When Johnson returned from Europe late in 1855 and moved in with his family in Washington, D.C., he began receiving portrait commissions. On his trip to Superior, Michigan, in 1856 and 1857, he did charcoal portrait drawings of family and friends. Like the commissioned drawings done earlier, Johnson generally used charcoal (named in some records as black chalk) with touches of white, but the strong chiaroscuro is less evident for his women sitters. Many of these portraits are in pastel, which creates a softer visage. In his later professional years as a painter of oil portraits there are few portraits of women. His art commanded high prices; perhaps families were then reluctant to include their women members as portrait sitters. —PH
MacGibeny, 2022: Scott Nielsen, a Johnson family descendant by marriage, writes that the subject of this drawing is "68 year old Susan Dolby Alexander, aka 'Cousin Susan,' the mother of Caroline Alexander Johnson (Reuben [Johnson]'s wife), and the first cousin of my great great great grandfather Samuel Dolby. She had come with her daughter and two sons [to] Superior, the Eastman sketch is dated October 22, 1857 and was likely done at the conclusion of Eastman's second visit to Superior. She owned a quarter interest in the Detroit Pier sawmill and in that way was a business partner of Eastman's after 1859." It is possible that the image here representing the original drawing is a photograph of a reproduction of the drawing, rather than a photograph of the original drawing.

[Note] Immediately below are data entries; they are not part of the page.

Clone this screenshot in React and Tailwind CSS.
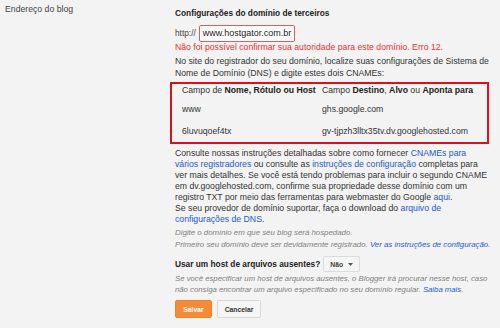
export default function App() {
  const font = { fontFamily: '"Liberation Sans", Arial, sans-serif' };
  const A = ({ children }) => <span className="text-[#1a5ccc]">{children}</span>;
  return (
    <div style={font} className="w-[500px] h-[328px] bg-[#f3f3f3] text-[#333] flex overflow-hidden">
      <div className="w-[175px] shrink-0 pl-[5px] pt-[4px] text-[8.7px] leading-[11px] text-[#444]">
        Endereço do blog
      </div>
      <div className="flex-1 pt-[8px] pr-[5px] text-[8.7px] leading-[11px] whitespace-nowrap">
        <div className="font-bold text-[8.3px] text-[#222] leading-[11px]">Configurações do domínio de terceiros</div>
        <div className="mt-[6px] flex items-center h-[17px]">
          <span className="text-[8.3px] text-[#444]">http://</span>
          <div className="ml-[3px] w-[96px] h-[17px] bg-white border border-[#e25a5a] rounded-[2px] flex items-center px-[3px] text-[9px] text-[#222]">
            www.hostgator.com.br
          </div>
        </div>
        <div className="text-[#e8322f]">Não foi possível confirmar sua autoridade para este domínio. Erro 12.</div>
        <div className="mt-[2px] leading-[12px]">
          <div>No site do registrador do seu domínio, localize suas configurações de Sistema de</div>
          <div>Nome de Domínio (DNS) e digite estes dois CNAMEs:</div>
        </div>
        <div className="mt-[3px] ml-[-5px] w-[319px] border-2 border-[#e0101a] pt-[1px] pb-[5px] pl-[10px]">
          <div className="flex">
            <div className="w-[140px]">Campo de <b className="text-[#222]">Nome, Rótulo ou Host</b></div>
            <div>Campo <b className="text-[#222]">Destino</b>, <b className="text-[#222]">Alvo</b> ou <b className="text-[#222]">Aponta para</b></div>
          </div>
          <div className="flex mt-[8px]">
            <div className="w-[140px]">www</div>
            <div>ghs.google.com</div>
          </div>
          <div className="flex mt-[11px]">
            <div className="w-[140px]">6luvuqoef4tx</div>
            <div>gv-tjpzh3lltx35tv.dv.googlehosted.com</div>
          </div>
        </div>
        <div className="mt-[4px]">
          <div>Consulte nossas instruções detalhadas sobre como fornecer <A>CNAMEs para</A></div>
          <div><A>vários registradores</A> ou consulte as <A>instruções de configuração</A> completas para</div>
          <div>ver mais detalhes. Se você está tendo problemas para incluir o segundo CNAME</div>
          <div>em dv.googlehosted.com, confirme sua propriedade desse domínio com um</div>
          <div>registro TXT por meio das ferramentas para webmaster do Google <A>aqui</A>.</div>
          <div>Se seu provedor de domínio suportar, faça o download do <A>arquivo de</A></div>
          <div><A>configurações de DNS</A>.</div>
        </div>
        <div className="mt-[2px] leading-[12px] italic text-[7.85px] text-[#808080]">
          <div>Digite o domínio em que seu blog será hospedado.</div>
          <div>Primeiro seu domínio deve ser devidamente registrado. <A>Ver as instruções de configuração.</A></div>
        </div>
        <div className="mt-[5px] flex items-center h-[16px]">
          <span className="font-bold text-[8.3px] text-[#222]">Usar um host de arquivos ausentes?</span>
          <div className="ml-[3px] h-[16px] w-[37px] bg-[#f5f5f5] border border-[#dcdcdc] rounded-[2px] flex items-center pl-[6px] gap-[5px]">
            <span className="font-bold text-[6.8px] text-[#444]">Não</span>
            <svg width="5" height="3" viewBox="0 0 5 3"><path d="M0 0h5L2.5 3z" fill="#555" /></svg>
          </div>
        </div>
        <div className="mt-[1px] italic text-[7.75px] text-[#808080]">
          <div>Se você especificar um host de arquivos ausentes, o Blogger irá procurar nesse host, caso</div>
          <div>não consiga encontrar um arquivo especificado no seu domínio regular. <A>Saiba mais.</A></div>
        </div>
        <div className="mt-[5px] flex gap-[5px]">
          <div className="h-[18px] w-[37px] rounded-[2px] bg-[#f58a37] border border-[#f08030] flex items-center justify-center text-white font-bold text-[6.8px]">Salvar</div>
          <div className="h-[18px] w-[44px] rounded-[2px] bg-[#f5f5f5] border border-[#d8d8d8] flex items-center justify-center text-[#333] font-bold text-[6.8px]">Cancelar</div>
        </div>
      </div>
    </div>
  );
}
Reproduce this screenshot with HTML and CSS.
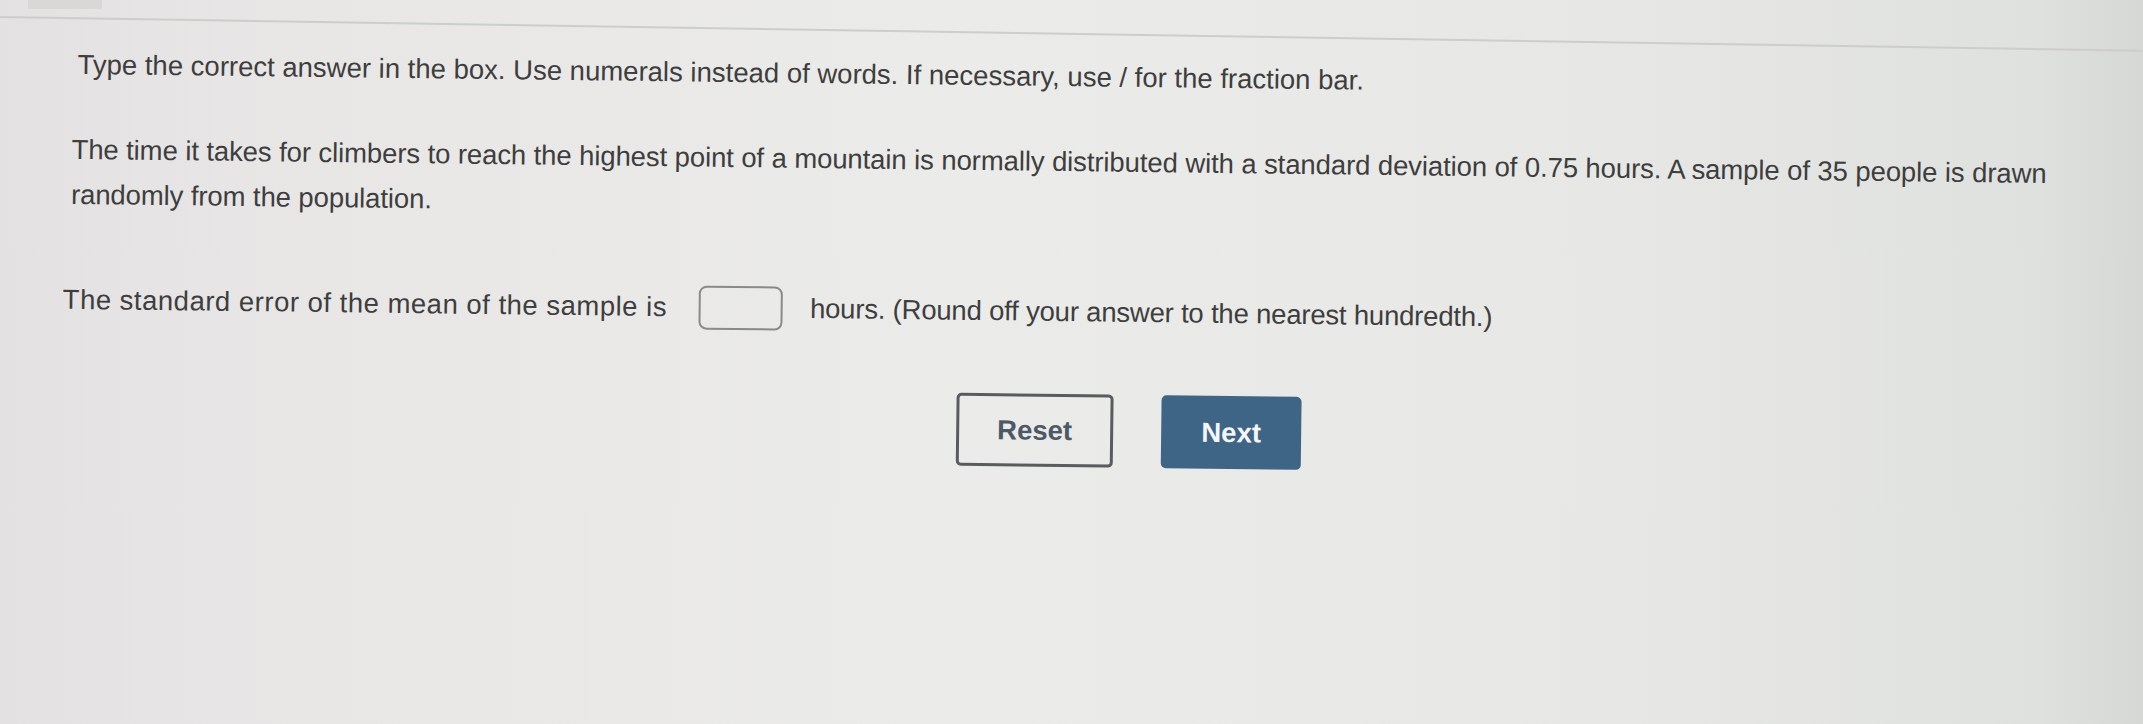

A related portrait drawing of a very similar-looking but much younger woman may be one of Susan Dolby Alexander's daughters, Elizabeth or Caroline; she may even be a younger Mrs. Alexander herself.
Susan Dolby Alexander (1789–1866). Mother of Caroline Alexander Johnson (Eastman Johnson’s brother Reuben's wife); wife of Samuel Alexander; first cousin of Samuel Dolby. Owned a quarter interest in the Detroit Pier Sawmill and a business partner of Johnson’s after 1859 [Scott Nielsen, Johnson family descendant by marriage].